#### Source excerpt:
********************

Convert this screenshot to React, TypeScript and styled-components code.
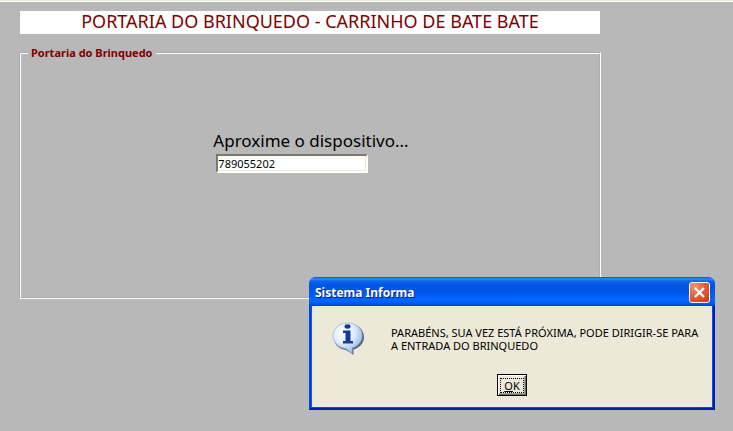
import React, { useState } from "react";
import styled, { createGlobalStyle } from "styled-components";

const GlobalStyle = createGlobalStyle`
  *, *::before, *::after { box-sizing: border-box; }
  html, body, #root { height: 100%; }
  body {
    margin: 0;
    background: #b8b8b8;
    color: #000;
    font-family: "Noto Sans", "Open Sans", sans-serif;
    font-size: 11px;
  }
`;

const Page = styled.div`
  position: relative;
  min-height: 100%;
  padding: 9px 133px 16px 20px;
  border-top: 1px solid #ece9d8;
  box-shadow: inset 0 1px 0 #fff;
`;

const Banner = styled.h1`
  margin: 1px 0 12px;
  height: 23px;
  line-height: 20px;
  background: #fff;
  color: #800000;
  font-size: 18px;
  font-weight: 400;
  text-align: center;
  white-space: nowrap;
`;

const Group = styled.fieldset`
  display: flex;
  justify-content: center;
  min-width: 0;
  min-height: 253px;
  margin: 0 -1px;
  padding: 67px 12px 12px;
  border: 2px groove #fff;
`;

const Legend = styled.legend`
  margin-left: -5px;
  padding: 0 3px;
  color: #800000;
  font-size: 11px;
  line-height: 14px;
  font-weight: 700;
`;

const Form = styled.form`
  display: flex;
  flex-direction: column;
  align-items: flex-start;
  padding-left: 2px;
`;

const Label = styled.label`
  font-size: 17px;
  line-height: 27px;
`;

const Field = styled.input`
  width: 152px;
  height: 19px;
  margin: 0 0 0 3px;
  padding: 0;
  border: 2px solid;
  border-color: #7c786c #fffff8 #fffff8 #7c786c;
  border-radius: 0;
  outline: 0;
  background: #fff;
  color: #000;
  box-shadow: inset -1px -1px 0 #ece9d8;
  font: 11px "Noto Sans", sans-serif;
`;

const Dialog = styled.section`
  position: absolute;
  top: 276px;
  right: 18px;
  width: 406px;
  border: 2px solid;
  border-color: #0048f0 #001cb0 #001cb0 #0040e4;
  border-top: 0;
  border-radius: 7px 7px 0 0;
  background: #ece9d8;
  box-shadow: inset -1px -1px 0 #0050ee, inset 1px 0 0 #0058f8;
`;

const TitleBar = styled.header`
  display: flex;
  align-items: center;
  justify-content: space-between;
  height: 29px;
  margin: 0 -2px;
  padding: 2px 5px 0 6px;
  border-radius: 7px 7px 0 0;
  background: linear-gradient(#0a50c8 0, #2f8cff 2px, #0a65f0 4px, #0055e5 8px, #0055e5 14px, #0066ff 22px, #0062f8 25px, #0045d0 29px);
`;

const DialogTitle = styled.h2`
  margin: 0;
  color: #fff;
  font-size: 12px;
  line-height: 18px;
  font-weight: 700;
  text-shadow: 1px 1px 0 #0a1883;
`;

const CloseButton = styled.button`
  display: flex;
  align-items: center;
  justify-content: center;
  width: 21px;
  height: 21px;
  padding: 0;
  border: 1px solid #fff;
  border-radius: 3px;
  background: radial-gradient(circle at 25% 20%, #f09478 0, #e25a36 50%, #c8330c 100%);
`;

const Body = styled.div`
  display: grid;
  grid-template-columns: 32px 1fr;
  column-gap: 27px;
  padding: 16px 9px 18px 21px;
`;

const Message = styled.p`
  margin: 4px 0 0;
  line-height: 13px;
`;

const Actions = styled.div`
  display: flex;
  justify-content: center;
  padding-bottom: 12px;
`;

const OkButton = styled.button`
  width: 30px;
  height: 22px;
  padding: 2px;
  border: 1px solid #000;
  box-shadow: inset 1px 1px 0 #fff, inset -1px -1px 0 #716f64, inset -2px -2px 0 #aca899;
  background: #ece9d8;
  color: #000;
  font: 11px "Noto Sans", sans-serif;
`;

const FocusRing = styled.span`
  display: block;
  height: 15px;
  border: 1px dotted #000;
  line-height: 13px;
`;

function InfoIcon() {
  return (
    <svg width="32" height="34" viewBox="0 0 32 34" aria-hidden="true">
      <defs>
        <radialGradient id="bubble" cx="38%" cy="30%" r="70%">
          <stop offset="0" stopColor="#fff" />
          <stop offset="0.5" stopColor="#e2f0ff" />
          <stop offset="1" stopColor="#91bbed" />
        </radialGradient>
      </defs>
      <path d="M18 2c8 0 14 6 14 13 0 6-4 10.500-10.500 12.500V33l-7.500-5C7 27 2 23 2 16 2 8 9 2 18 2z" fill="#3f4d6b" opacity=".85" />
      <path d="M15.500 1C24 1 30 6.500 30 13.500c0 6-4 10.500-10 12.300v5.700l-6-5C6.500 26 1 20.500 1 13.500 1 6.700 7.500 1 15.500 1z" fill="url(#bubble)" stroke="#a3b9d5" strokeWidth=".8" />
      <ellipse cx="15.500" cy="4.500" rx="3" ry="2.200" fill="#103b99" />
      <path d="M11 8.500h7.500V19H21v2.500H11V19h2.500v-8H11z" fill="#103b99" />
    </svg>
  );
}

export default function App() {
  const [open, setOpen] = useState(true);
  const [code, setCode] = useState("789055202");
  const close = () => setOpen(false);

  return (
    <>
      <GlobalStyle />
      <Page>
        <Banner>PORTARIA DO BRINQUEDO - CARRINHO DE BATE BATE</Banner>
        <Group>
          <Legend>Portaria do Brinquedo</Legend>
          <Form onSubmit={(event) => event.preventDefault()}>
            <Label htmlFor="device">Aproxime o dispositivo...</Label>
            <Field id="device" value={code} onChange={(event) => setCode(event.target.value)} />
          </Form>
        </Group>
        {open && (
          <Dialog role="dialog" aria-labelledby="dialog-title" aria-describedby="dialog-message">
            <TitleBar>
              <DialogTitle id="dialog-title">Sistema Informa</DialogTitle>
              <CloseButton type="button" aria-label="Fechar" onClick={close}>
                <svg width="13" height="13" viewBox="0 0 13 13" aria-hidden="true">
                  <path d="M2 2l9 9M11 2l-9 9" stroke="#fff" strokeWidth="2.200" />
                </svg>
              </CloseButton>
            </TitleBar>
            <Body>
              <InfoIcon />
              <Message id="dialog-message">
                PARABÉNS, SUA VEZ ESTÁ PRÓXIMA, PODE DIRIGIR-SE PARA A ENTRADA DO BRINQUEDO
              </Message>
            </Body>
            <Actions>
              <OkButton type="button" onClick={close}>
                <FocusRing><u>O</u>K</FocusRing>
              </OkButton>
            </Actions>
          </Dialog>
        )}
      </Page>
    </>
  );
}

********************

#### What is asked:
Determine how many lines in the listing above hold the word "components", answering with the number only.

#### Output for this task:
2